Among other things, this last trip was a journey of fire. On day two I drove past a staggeringly large field of burned Joshua trees in Joshua Tree National Park, which looked very recently destroyed. I found out later that the fire had taken place just a few days before. It rekindled, or a new one was kindled, not far away, and that one is still burning.
Also still burning, across the 29 Palms-Yucca Valley Corridor, is an even larger fire that has destroyed the rustic-twee settlement Pioneertown. One of the losses, apparently, is Pappy and Harriet’s, a legendary biker bar where once I had a beer with Sharon. The farther uphill settlement of Rimrock, where Becky and Zeke and I spent Valentine’s Weekend 2001, and where I first watched a ladderback woodpecker drilling into a joshua tree fruit for the yucca moth larva within, was evacuated last I heard, and I fear for the adjacent Pipes Canyon Preserve.
I crawled on my hands and knees through burned tamarisk thickets with the Border Patrol in 114-degree heat along the Colorado. Tamarisk burns readily. Sometimes the coyotes light fires to distract the authorities. Sometimes the migrants’ cigarettes fall in the wrong place, or monsoon lightning strikes.
On my drive back home I stopped to mourn the westernmost grove of Joshua trees in the world, almost astride Interstate 5 in the Tehachapi Range near Gorman. Some miles distant from their nearest kin, some have speculated that the grove was once part of a population in the Antelope Valley, on the other side of the mountains, and that it slid into its current location along the San Andreas Fault over thousands of years. It was another chapter of my book, this grove, and it was 99 percent burned. I took some photos.
A few miles north, a huge chunk of the mountainside smouldered near Frazier Park. Wisps of smoke filtered back down to the freeway.
I stopped for lunch near Buttonwillow, and drove a few more hours. A plume of smoke above Mount Hamilton beckoned for an hour, and my suspicions were correct: It was at the head of Del Puerto Canyon. That fire is still burning.
Let me pause here to allow Mr. Cash to render in song the thoughts that filled my head:
It was not over. Outside Tracy, the Interstate starts to curl westward and over the windmill-festooned Altamont Pass, marking the beginning of home to Bay Area drivers, but my way seemed blocked. A staggering drift of smoke lay across the roadway, obviously driven by the stiff wind from a fire uphill. That wind had battered my truck for the past hour, sending me onto the shoulder more than once, and it now obscured the visibility on the road ahead.
Or so I thought. as I neared the smoke, I saw that while some of it was indeed being blown from a burn uphill, much of it was in fact rising from both sides of the road. The fire had jumped the interstate. Both sides and the median were burning, and as I slowed at the front it looked as though the pavement was on fire as well. I had entertained thoughts of driving through. If the fire was twenty feet across, or twenty yards, the truck would likely make it through unsinged. But I could not see the other side.
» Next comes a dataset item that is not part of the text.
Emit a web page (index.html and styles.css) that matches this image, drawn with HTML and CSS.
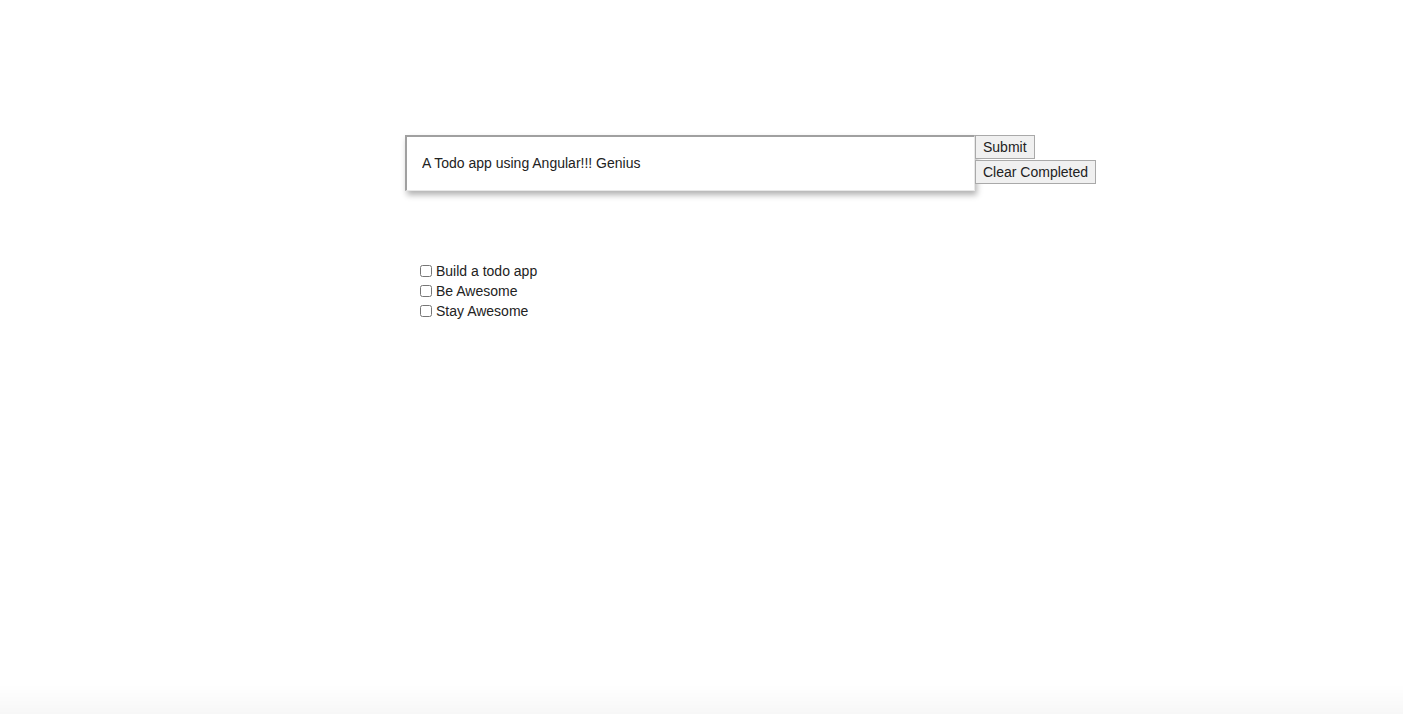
FILE: index.html
```html
<!DOCTYPE html>
<html lang="en">
<head>
  <meta charset="UTF-8" />
  <title>Todo</title>
  <link rel="stylesheet" href="styles.css">
</head>
<body>

  <main class="app">
    <form class="entry">
      <input type="text" class="todo-input" value="A Todo app using Angular!!! Genius">
      <div class="actions">
        <button type="button">Submit</button>
        <button type="button">Clear Completed</button>
      </div>
    </form>

    <ul class="todos">
      <li><label><input type="checkbox">Build a todo app</label></li>
      <li><label><input type="checkbox">Be Awesome</label></li>
      <li><label><input type="checkbox">Stay Awesome</label></li>
    </ul>
  </main>

  <div class="fade"></div>

</body>
</html>
```

FILE: styles.css
```css
body {
  margin: 0;
  background: #fff;
  color: #222;
  font-family: 'Liberation Sans', Arial, sans-serif;
  font-size: 14px;
}

.app {
  padding: 135px 0 0 405px;
}

.entry {
  display: flex;
  align-items: flex-start;
}

.todo-input {
  box-sizing: border-box;
  width: 570px;
  height: 56px;
  padding: 0 15px 2px;
  border: 1px solid #a0a0a0;
  border-left-width: 2px;
  border-top-width: 2px;
  border-right-color: #e8e8e8;
  border-bottom-color: #e8e8e8;
  box-shadow: 2px 4px 6px rgba(0,0,0,0.3);
  font-family: inherit;
  font-size: 14px;
  color: #222;
  outline: none;
}

.actions {
  display: flex;
  flex-direction: column;
  align-items: flex-start;
  gap: 1px;
}

.actions button {
  height: 24px;
  padding: 0 7px;
  background: #f0f0f0;
  border: 1px solid #a9a9a9;
  border-radius: 0;
  font-family: inherit;
  font-size: 14px;
  color: #222;
}

.todos {
  list-style: none;
  margin: 70px 0 0;
  padding: 0 0 0 14px;
}

.todos li {
  height: 20px;
  line-height: 20px;
}

.todos input {
  width: 12px;
  height: 12px;
  margin: 0 4px 0 1px;
  vertical-align: -1px;
}

.fade {
  position: fixed;
  left: 0;
  right: 0;
  bottom: 0;
  height: 30px;
  background: linear-gradient(to bottom, rgba(0,0,0,0), rgba(0,0,0,0.03));
  pointer-events: none;
}
```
There were no police there, no firefighters to tell us what to do, the only authority in evidence a lone, distant helicopter slowly swinging a bucket toward the Aqueduct. We sat transfixed for a while, five semi drivers and three other pickups, seemingly hypnotized by the flames, and a few of the pickups turned and crossed the median to head south. It occurred to me that the roadcut we sat in, steep-sided and lined with tall dead grass, could with a slight windshift become a blowtorch. And there was a tanker truck pulling slowly up behind me. What chance was there that it held milk? I crossed the median as well, adding an hour to my trip, but still a good choice as the cops soon closed the freeway for several more hours after that.
And all the while I smiled, content. The westernmost grove of Joshua trees — whose loss I mourned remotely these last three years — that grove lives still. Beneath each clump of dead and blackened trees, beneath each wizened white-fibered corpse, new trees arise.
This may not hold to the east, where Joshua trees have not evolved in the presence of regular wildfire, but the western trees still sprout after a burn. With luck, they will slide along the fault to prosper on an altithermal future coast.